Ultimate Guide to Making Friends Living Overseas
Even if you have a hard time making friends at home, all hope isn’t lost! Moving abroad can be a beautiful challenge for even the most socially adept. Many people, of all ages, move abroad for a new experience, work, school, or just to say they did it. Regardless of the reasoning, friends are important and it can be hard to get home to see loved ones.
Let’s just say you have your job and residence lined up. There is much more to life than working and sleeping. So how do you go about making friends when you’re in a brand new country?
There are tons of tips out there, but the following are tried and true. We’re going to give you some common sense hints as well as some ideas that you may not have thought of! Keep reading for more!
The Rest of the World is More Reserved
Americans have a stereotype of being boisterous and friendly, speaking to and smiling at anyone who crosses their paths. While this is great for meeting people at home, it doesn’t always win fans abroad.
Learning when it is appropriate to strike up a conversation is essential when you’re trying to make friends with locals. Do some research on the country or area you’re living in for tips on what to say.
For instance, some areas of the world might be fine with starting out with, “hi, how’s it going” while other countries are far more formal.
Regardless of the area, do your best to look friendly (no permafrowns!)
Download Apps or Get Online
The internet is a wonderful thing, so use it! There are a number of websites that function similarly to dating apps but are totally platonic in their nature.
Sites like Meetup allow users to find an interest and sign up for classes or meets based on what they love to do. Actually, you don’t even have to love it, the class might just be something you’re interested in learning about!
Oftentimes, language meetups or exchanges will end up being an English-speaking party. This means that you’re the star of the show and almost everyone there will want to practice their English skills with you!
If the Meetup site isn’t for you, consider searching for other apps for finding friends. For example, the dating app Bumble has a setting to find platonic friends.

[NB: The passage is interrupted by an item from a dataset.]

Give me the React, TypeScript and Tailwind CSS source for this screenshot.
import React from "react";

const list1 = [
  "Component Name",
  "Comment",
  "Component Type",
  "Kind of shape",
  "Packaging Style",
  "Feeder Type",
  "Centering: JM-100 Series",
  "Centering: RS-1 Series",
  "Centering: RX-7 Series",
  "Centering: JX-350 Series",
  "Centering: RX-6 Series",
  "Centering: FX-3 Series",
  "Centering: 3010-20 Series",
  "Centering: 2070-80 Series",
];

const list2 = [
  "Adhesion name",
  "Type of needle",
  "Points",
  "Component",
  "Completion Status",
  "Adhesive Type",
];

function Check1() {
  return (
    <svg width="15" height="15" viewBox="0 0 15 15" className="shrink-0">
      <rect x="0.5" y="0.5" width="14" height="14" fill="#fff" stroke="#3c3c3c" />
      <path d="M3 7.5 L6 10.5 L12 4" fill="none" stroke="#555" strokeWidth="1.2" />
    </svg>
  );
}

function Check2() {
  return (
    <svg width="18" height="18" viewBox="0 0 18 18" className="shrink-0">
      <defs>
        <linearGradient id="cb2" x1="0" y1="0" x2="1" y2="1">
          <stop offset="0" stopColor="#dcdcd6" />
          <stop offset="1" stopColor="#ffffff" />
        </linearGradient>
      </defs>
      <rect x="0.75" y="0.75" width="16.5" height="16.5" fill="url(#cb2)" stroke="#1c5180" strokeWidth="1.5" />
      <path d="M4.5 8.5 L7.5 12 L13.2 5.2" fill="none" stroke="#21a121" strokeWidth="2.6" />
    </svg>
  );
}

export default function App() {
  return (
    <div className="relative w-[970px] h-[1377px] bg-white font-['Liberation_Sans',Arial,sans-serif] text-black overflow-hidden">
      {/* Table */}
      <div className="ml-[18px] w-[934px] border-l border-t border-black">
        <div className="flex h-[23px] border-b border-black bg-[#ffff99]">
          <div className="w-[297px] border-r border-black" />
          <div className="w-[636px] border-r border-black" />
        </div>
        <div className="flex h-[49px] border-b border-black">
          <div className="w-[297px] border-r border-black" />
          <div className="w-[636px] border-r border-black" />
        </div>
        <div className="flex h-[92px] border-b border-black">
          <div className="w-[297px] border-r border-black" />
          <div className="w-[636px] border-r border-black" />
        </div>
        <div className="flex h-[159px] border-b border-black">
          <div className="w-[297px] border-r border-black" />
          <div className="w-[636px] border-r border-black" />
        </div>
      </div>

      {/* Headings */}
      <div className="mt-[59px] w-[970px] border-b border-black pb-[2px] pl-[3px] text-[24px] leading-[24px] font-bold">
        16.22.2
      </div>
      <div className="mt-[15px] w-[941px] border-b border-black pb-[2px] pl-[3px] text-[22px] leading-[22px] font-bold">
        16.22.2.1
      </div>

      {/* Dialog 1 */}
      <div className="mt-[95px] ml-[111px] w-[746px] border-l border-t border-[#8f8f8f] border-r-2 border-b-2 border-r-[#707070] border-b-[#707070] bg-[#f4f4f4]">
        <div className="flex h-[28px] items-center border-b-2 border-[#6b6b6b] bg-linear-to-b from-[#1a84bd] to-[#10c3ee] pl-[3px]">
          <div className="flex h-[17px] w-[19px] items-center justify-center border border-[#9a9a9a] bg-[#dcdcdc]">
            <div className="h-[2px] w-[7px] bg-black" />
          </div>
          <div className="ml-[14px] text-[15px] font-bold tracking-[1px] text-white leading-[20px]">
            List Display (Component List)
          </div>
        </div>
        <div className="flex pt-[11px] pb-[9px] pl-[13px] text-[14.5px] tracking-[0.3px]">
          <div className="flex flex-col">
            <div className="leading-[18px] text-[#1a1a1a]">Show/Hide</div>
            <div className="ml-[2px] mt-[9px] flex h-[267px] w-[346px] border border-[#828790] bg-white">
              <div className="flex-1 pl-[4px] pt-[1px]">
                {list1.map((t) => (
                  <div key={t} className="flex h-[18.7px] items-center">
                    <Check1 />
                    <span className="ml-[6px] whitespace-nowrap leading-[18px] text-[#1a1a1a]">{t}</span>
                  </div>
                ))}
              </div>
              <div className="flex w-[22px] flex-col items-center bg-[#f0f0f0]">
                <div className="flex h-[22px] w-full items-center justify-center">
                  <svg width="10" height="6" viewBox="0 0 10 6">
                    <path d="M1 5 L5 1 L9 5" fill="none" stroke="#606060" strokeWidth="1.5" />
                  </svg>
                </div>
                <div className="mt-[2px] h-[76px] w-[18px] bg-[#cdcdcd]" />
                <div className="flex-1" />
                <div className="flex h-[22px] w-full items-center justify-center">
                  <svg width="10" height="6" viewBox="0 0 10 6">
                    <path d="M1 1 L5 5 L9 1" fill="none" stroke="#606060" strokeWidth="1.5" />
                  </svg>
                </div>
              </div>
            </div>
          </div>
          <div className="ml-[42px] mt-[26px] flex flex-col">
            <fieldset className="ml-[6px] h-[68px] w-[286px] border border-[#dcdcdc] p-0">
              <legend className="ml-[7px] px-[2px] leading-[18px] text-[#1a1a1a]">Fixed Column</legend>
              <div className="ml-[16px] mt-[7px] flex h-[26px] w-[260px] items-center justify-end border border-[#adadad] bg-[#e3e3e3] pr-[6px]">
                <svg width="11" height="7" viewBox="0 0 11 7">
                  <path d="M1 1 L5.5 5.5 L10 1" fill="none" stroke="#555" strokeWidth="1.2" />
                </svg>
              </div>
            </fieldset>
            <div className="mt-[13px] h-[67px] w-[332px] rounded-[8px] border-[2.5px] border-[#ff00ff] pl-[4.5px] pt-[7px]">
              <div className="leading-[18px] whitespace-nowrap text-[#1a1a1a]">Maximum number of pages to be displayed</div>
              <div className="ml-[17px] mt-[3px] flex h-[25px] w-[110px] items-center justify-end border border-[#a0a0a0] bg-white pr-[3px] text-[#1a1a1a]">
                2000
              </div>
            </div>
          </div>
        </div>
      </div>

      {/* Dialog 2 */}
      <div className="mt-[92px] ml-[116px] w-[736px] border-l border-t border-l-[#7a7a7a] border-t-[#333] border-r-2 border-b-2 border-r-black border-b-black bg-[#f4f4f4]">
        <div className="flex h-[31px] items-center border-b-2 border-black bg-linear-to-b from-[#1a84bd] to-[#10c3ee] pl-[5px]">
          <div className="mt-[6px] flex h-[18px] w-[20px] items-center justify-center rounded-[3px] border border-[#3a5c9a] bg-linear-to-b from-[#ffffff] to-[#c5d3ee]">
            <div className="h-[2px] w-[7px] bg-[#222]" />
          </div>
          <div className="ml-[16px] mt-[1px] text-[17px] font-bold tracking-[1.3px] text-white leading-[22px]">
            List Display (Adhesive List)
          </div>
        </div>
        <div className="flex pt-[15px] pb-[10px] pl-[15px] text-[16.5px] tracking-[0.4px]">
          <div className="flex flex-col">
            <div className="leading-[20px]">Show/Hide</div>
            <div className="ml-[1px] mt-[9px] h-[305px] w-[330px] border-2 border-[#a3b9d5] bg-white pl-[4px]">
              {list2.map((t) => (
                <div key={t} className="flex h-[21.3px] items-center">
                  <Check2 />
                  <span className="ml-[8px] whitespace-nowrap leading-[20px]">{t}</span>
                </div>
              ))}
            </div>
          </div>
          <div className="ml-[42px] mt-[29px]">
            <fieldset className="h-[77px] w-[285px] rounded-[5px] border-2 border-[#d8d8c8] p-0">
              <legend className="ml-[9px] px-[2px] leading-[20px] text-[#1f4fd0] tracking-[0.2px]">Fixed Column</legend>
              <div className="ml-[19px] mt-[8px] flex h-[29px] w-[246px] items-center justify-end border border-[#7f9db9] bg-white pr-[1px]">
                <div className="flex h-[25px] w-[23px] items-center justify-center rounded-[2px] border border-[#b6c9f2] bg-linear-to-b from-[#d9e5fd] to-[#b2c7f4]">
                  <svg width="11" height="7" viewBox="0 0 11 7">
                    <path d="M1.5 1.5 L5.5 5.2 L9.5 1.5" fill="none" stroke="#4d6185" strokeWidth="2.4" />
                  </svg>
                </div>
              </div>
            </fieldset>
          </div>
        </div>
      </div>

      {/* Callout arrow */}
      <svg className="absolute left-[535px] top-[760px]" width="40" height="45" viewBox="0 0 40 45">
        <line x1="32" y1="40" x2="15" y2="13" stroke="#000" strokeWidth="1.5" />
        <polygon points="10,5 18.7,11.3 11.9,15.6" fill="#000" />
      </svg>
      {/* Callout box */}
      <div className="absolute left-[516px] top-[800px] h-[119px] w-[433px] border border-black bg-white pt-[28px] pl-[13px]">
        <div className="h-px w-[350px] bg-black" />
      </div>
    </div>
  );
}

Sign up–for a book club, a language or class, beach volleyball, anything. Attend events that other likeminded people enjoy.
If you can’t find anything that interests you, sign up for something anyway. The point is more about meeting friends, right? There’s a good chance that 99% of the people that show up will have other outside interests as well.
It’s okay to show up to an event or class completely unsure of what you’re doing. In fact, it doesn’t hurt for you to spot others that may be feeling the same!
Don’t Discount Work and School
If you’ve moved abroad due to work or school, consider these two locations a great place to meet new people. Co-workers and classmates will already have similar backgrounds (even if it’s just work or school-related) which will give you something to talk about.
However, this means if someone invites you to have dinner, coffee, or drinks with the group, make a point to attend. Sure, you could be exhausted, but missing too many opportunities like this could lead to them disappearing completely.
The above tip hints at saying yes to opportunities to meet people. This is imperative to making friends.
Instead of giving excuses as to why you can’t attend, or even siting a lack of interest, when someone asks you to a function, go without any reserves. This event might be the most boring thing you’ve ever done, but you might meet your new best friend while there.
The upside to really boring events? Typically there is free food!
Be Brave, Be Fearless
Approaching people that speak the same language as you is nervewracking. Trying to start a conversation and friendship with someone in another language can feel impossible.
This is where you’ve got to be brave and fearless. It might not in your nature to start a conversation, so you should do whatever it is you’re doing confidently.
Although many Americans are confident at home, it is important to learn a little of the local language and customs. This will put you more at ease and be appreciated by people around you.
Sit at a coffee shop and people watch, work remotely, enjoy a pint at the bar. No matter the situation, appear confident and friendly. This approach may take a while but eventually, it’ll work and people will start the conversation with you!
Making Friends Begins With Acquaintances
If you’ve met these really cool local people and seem to have hit it off, get their contact information. You’ll have to follow up with them to schedule another outing in order to continue to grow the friendship.
Not following up with acquaintances could be the biggest reason you’re not having luck making real friends. Some people aren’t the type to initiate the conversation which means it is left to you. If you don’t take the time, that friendship will never bloom.
Final Thoughts on Finding Friends
Living abroad is something that plenty of people dream of doing–and you’ve gotten that far! As stated earlier, there’s more to life than working and sleeping, so friends can be pretty instrumental in showing you around.
Not only can local friends show you around, but they make life more enjoyable! No matter if your friends are locals or other expat Americans, spending time with them can lessen the homesick feeling that might be present from time to time.
Other than these benefits, making friends can help you practice your language skills and allow you to feel good about helping others.